Sa petite fille, la comtesse de Pange évoque bien dans ses souvenirs (Comment j'ai vu 1900, Paris, Grasset, 1968, p.19) ce milieu de grands collectionneurs des années 1850-80 :
"Proust a décrit dans Du côté de chez Swann le milieu qu'on appelait alors "la curiosité" et Swann lui même : M. Haas fut lié avec Louis d'Armaillé. De ses fréquents séjours en Angleterre devait naître une grande intimité avec sir Richard Wallace. J'ai conservé de très intéressantes lettres datées de Sudbourne chez les Wallace, où il décrit la somptueuse vie de château de l'époque victorienne, les séjours du prince de Galles, les chasses, les chevaux et les mille manières de perdre son temps. Louis d'Armaillé fut l'ami de Paul Dubois, de Falguière, de Bonnat, de Rosa Bonheur. L'intimité avec Richard Wallace lui valait l'estime des conservateurs de musée et tous les antiquaires se vantaient d'alimenter la collection dont j'ai tant entendu parler dans mon enfance. Ce goût des vieux meubles, de la brocante, de la "curiosité" poussé à l'extrême a été l'attitude de refus d'une élite décidée à nier désormais toute puissance créatrice".

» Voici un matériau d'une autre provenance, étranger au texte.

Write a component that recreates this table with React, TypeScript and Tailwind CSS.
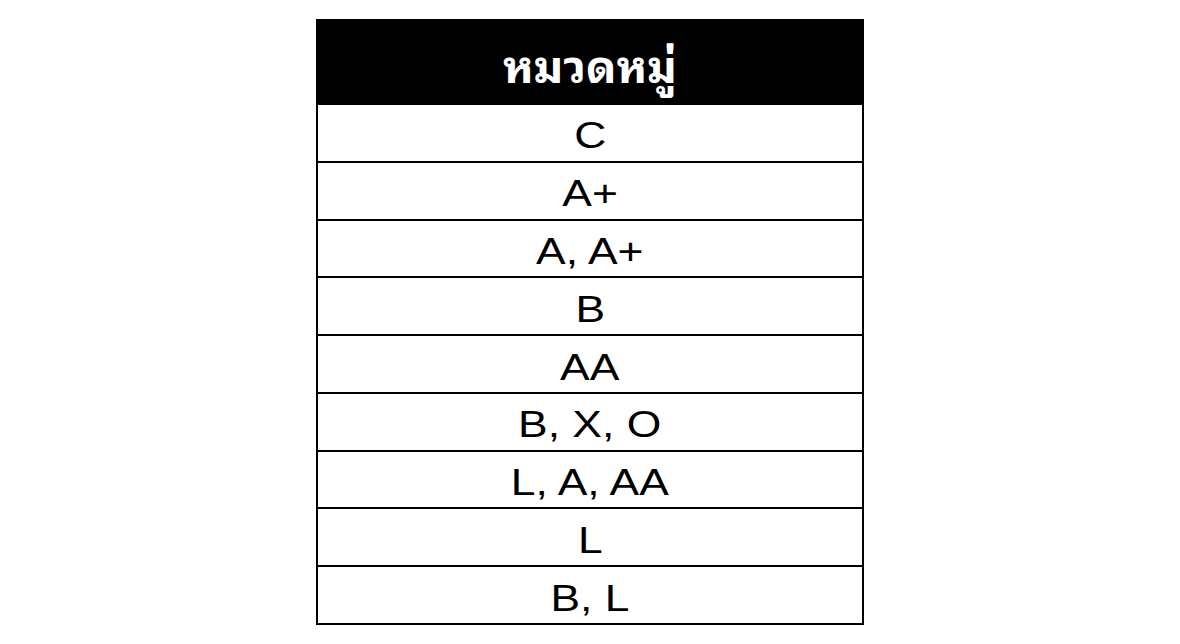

Nous remercions Monsieur Alexandre Pradère pour ces renseignements.
Commentaire : * Ce spécimen réalisé dans des parties et fragments de bois de violette (Fabaceae Dalbergia cearensis) et bois de rose (Fabaceae Dalbergia decipularis) est bien antiérieur au 1er juin 1947. Il est classé à l'Annexe II au titre de la Convention de Washington, à l'Annexe B du Règlement Communautaire Européen 338/97 du 09/12/1996, ainsi qu'au Code de l'environnement français.
* En revanche, pour une sortie de l'UE, un CITES de ré-export sera nécessaire, celui-ci étant à la charge du futur acquéreur.